> _What is asked_: Transcribe all the entries word for word, but omit the images.

> _Input rows_:
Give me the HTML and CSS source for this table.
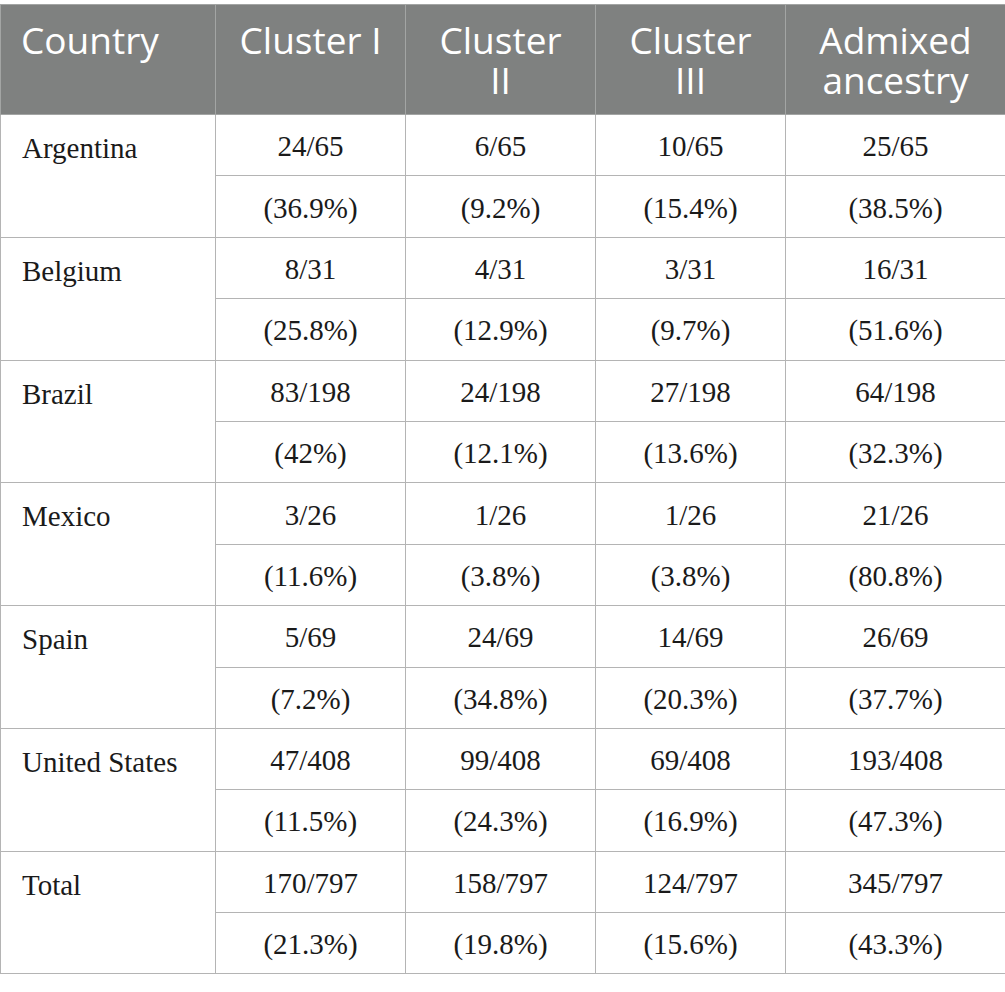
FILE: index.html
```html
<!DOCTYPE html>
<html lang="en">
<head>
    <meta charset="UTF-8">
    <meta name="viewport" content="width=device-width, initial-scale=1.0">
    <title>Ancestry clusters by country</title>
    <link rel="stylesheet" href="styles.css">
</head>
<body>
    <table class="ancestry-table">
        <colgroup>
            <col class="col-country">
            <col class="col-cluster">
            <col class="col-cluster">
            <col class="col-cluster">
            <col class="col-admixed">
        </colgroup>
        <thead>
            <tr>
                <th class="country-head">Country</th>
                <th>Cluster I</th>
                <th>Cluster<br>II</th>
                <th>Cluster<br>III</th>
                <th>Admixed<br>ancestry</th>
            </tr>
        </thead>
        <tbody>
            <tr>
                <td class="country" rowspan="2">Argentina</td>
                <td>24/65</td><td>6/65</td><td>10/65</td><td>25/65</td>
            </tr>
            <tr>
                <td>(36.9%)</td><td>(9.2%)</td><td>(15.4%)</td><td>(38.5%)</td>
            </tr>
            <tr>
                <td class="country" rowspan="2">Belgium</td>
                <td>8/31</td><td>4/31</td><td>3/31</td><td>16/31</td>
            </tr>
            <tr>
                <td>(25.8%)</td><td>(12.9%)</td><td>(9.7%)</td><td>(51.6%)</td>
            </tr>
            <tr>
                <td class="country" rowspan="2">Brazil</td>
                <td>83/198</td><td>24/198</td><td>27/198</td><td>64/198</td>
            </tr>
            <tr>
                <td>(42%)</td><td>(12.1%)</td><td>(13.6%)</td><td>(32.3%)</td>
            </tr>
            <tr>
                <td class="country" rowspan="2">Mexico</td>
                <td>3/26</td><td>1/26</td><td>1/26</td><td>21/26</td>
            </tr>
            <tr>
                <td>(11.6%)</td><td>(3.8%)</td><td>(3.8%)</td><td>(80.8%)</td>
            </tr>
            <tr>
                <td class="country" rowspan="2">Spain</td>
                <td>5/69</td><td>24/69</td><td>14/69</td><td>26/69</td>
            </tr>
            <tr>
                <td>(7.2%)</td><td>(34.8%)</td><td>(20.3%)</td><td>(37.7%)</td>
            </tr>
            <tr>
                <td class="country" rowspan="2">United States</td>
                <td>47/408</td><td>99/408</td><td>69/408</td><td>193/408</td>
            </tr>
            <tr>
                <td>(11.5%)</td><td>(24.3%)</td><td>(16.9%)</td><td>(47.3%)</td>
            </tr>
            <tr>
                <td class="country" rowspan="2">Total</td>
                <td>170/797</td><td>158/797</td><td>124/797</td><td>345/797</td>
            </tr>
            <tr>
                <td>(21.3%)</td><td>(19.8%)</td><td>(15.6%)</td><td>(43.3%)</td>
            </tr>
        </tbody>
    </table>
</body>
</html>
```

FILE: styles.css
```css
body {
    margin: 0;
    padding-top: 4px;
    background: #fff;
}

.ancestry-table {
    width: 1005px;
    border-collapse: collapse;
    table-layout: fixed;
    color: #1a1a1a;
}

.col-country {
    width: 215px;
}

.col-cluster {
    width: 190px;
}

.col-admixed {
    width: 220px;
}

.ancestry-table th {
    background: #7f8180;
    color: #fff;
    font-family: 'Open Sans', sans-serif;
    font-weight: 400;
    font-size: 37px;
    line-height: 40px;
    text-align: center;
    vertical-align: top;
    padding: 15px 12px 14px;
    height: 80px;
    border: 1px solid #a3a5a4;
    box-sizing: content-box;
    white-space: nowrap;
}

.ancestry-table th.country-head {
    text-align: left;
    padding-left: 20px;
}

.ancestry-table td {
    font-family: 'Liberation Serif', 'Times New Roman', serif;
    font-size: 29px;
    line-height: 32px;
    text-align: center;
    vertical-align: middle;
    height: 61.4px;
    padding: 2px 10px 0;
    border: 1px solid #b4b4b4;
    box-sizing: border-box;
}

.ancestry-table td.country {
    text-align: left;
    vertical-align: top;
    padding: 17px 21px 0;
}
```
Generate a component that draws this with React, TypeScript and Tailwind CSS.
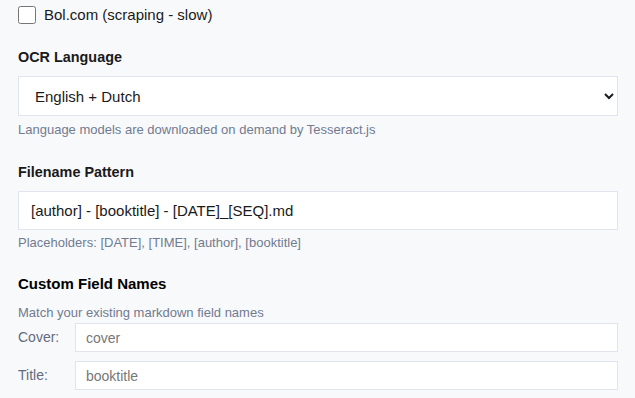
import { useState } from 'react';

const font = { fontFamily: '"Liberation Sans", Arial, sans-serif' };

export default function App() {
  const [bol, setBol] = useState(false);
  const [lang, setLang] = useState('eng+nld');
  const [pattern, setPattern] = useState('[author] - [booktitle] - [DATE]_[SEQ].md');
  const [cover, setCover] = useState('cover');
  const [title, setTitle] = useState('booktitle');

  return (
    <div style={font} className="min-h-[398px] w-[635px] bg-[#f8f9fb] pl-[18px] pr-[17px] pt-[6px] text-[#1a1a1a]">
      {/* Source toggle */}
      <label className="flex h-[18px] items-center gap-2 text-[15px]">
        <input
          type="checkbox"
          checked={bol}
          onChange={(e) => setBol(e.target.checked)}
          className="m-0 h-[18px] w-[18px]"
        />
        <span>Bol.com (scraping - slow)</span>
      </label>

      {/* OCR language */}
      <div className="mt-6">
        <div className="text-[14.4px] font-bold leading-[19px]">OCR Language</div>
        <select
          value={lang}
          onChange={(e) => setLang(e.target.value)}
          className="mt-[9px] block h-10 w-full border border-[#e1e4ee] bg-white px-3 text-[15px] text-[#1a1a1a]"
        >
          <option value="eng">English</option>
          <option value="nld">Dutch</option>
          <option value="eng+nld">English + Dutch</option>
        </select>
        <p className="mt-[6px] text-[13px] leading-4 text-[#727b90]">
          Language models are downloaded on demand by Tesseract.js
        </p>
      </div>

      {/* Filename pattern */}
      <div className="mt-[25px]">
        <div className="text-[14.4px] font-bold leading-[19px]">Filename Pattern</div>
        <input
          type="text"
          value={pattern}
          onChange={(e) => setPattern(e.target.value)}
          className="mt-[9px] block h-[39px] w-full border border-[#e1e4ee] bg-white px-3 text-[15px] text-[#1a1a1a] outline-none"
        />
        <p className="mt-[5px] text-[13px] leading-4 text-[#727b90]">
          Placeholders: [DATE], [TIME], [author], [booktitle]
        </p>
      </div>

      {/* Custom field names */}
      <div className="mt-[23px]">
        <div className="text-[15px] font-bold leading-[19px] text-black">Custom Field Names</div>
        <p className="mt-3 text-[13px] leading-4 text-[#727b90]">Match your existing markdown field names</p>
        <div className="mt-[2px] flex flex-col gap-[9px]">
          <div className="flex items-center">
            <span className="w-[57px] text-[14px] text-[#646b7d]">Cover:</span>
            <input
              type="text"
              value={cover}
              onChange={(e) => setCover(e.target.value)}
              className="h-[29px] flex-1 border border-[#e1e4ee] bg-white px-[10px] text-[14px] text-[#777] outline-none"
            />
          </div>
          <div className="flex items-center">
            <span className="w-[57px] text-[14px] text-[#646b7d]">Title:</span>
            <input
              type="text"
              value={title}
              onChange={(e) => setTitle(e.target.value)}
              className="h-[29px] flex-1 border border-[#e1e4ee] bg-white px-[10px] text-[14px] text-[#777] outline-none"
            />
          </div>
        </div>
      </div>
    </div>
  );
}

> _Reply to the task_:
Give me the HTML and CSS source for this table.
FILE: index.html
```html
<!DOCTYPE html>
<html lang="en">
<head>
    <meta charset="UTF-8">
    <meta name="viewport" content="width=device-width, initial-scale=1.0">
    <title>Ancestry clusters by country</title>
    <link rel="stylesheet" href="styles.css">
</head>
<body>
    <table class="ancestry-table">
        <colgroup>
            <col class="col-country">
            <col class="col-cluster">
            <col class="col-cluster">
            <col class="col-cluster">
            <col class="col-admixed">
        </colgroup>
        <thead>
            <tr>
                <th class="country-head">Country</th>
                <th>Cluster I</th>
                <th>Cluster<br>II</th>
                <th>Cluster<br>III</th>
                <th>Admixed<br>ancestry</th>
            </tr>
        </thead>
        <tbody>
            <tr>
                <td class="country" rowspan="2">Argentina</td>
                <td>24/65</td><td>6/65</td><td>10/65</td><td>25/65</td>
            </tr>
            <tr>
                <td>(36.9%)</td><td>(9.2%)</td><td>(15.4%)</td><td>(38.5%)</td>
            </tr>
            <tr>
                <td class="country" rowspan="2">Belgium</td>
                <td>8/31</td><td>4/31</td><td>3/31</td><td>16/31</td>
            </tr>
            <tr>
                <td>(25.8%)</td><td>(12.9%)</td><td>(9.7%)</td><td>(51.6%)</td>
            </tr>
            <tr>
                <td class="country" rowspan="2">Brazil</td>
                <td>83/198</td><td>24/198</td><td>27/198</td><td>64/198</td>
            </tr>
            <tr>
                <td>(42%)</td><td>(12.1%)</td><td>(13.6%)</td><td>(32.3%)</td>
            </tr>
            <tr>
                <td class="country" rowspan="2">Mexico</td>
                <td>3/26</td><td>1/26</td><td>1/26</td><td>21/26</td>
            </tr>
            <tr>
                <td>(11.6%)</td><td>(3.8%)</td><td>(3.8%)</td><td>(80.8%)</td>
            </tr>
            <tr>
                <td class="country" rowspan="2">Spain</td>
                <td>5/69</td><td>24/69</td><td>14/69</td><td>26/69</td>
            </tr>
            <tr>
                <td>(7.2%)</td><td>(34.8%)</td><td>(20.3%)</td><td>(37.7%)</td>
            </tr>
            <tr>
                <td class="country" rowspan="2">United States</td>
                <td>47/408</td><td>99/408</td><td>69/408</td><td>193/408</td>
            </tr>
            <tr>
                <td>(11.5%)</td><td>(24.3%)</td><td>(16.9%)</td><td>(47.3%)</td>
            </tr>
            <tr>
                <td class="country" rowspan="2">Total</td>
                <td>170/797</td><td>158/797</td><td>124/797</td><td>345/797</td>
            </tr>
            <tr>
                <td>(21.3%)</td><td>(19.8%)</td><td>(15.6%)</td><td>(43.3%)</td>
            </tr>
        </tbody>
    </table>
</body>
</html>
```

FILE: styles.css
```css
body {
    margin: 0;
    padding-top: 4px;
    background: #fff;
}

.ancestry-table {
    width: 1005px;
    border-collapse: collapse;
    table-layout: fixed;
    color: #1a1a1a;
}

.col-country {
    width: 215px;
}

.col-cluster {
    width: 190px;
}

.col-admixed {
    width: 220px;
}

.ancestry-table th {
    background: #7f8180;
    color: #fff;
    font-family: 'Open Sans', sans-serif;
    font-weight: 400;
    font-size: 37px;
    line-height: 40px;
    text-align: center;
    vertical-align: top;
    padding: 15px 12px 14px;
    height: 80px;
    border: 1px solid #a3a5a4;
    box-sizing: content-box;
    white-space: nowrap;
}

.ancestry-table th.country-head {
    text-align: left;
    padding-left: 20px;
}

.ancestry-table td {
    font-family: 'Liberation Serif', 'Times New Roman', serif;
    font-size: 29px;
    line-height: 32px;
    text-align: center;
    vertical-align: middle;
    height: 61.4px;
    padding: 2px 10px 0;
    border: 1px solid #b4b4b4;
    box-sizing: border-box;
}

.ancestry-table td.country {
    text-align: left;
    vertical-align: top;
    padding: 17px 21px 0;
}
```
Generate a component that draws this with React, TypeScript and Tailwind CSS.
import { useState } from 'react';

const font = { fontFamily: '"Liberation Sans", Arial, sans-serif' };

export default function App() {
  const [bol, setBol] = useState(false);
  const [lang, setLang] = useState('eng+nld');
  const [pattern, setPattern] = useState('[author] - [booktitle] - [DATE]_[SEQ].md');
  const [cover, setCover] = useState('cover');
  const [title, setTitle] = useState('booktitle');

  return (
    <div style={font} className="min-h-[398px] w-[635px] bg-[#f8f9fb] pl-[18px] pr-[17px] pt-[6px] text-[#1a1a1a]">
      {/* Source toggle */}
      <label className="flex h-[18px] items-center gap-2 text-[15px]">
        <input
          type="checkbox"
          checked={bol}
          onChange={(e) => setBol(e.target.checked)}
          className="m-0 h-[18px] w-[18px]"
        />
        <span>Bol.com (scraping - slow)</span>
      </label>

      {/* OCR language */}
      <div className="mt-6">
        <div className="text-[14.4px] font-bold leading-[19px]">OCR Language</div>
        <select
          value={lang}
          onChange={(e) => setLang(e.target.value)}
          className="mt-[9px] block h-10 w-full border border-[#e1e4ee] bg-white px-3 text-[15px] text-[#1a1a1a]"
        >
          <option value="eng">English</option>
          <option value="nld">Dutch</option>
          <option value="eng+nld">English + Dutch</option>
        </select>
        <p className="mt-[6px] text-[13px] leading-4 text-[#727b90]">
          Language models are downloaded on demand by Tesseract.js
        </p>
      </div>

      {/* Filename pattern */}
      <div className="mt-[25px]">
        <div className="text-[14.4px] font-bold leading-[19px]">Filename Pattern</div>
        <input
          type="text"
          value={pattern}
          onChange={(e) => setPattern(e.target.value)}
          className="mt-[9px] block h-[39px] w-full border border-[#e1e4ee] bg-white px-3 text-[15px] text-[#1a1a1a] outline-none"
        />
        <p className="mt-[5px] text-[13px] leading-4 text-[#727b90]">
          Placeholders: [DATE], [TIME], [author], [booktitle]
        </p>
      </div>

      {/* Custom field names */}
      <div className="mt-[23px]">
        <div className="text-[15px] font-bold leading-[19px] text-black">Custom Field Names</div>
        <p className="mt-3 text-[13px] leading-4 text-[#727b90]">Match your existing markdown field names</p>
        <div className="mt-[2px] flex flex-col gap-[9px]">
          <div className="flex items-center">
            <span className="w-[57px] text-[14px] text-[#646b7d]">Cover:</span>
            <input
              type="text"
              value={cover}
              onChange={(e) => setCover(e.target.value)}
              className="h-[29px] flex-1 border border-[#e1e4ee] bg-white px-[10px] text-[14px] text-[#777] outline-none"
            />
          </div>
          <div className="flex items-center">
            <span className="w-[57px] text-[14px] text-[#646b7d]">Title:</span>
            <input
              type="text"
              value={title}
              onChange={(e) => setTitle(e.target.value)}
              className="h-[29px] flex-1 border border-[#e1e4ee] bg-white px-[10px] text-[14px] text-[#777] outline-none"
            />
          </div>
        </div>
      </div>
    </div>
  );
}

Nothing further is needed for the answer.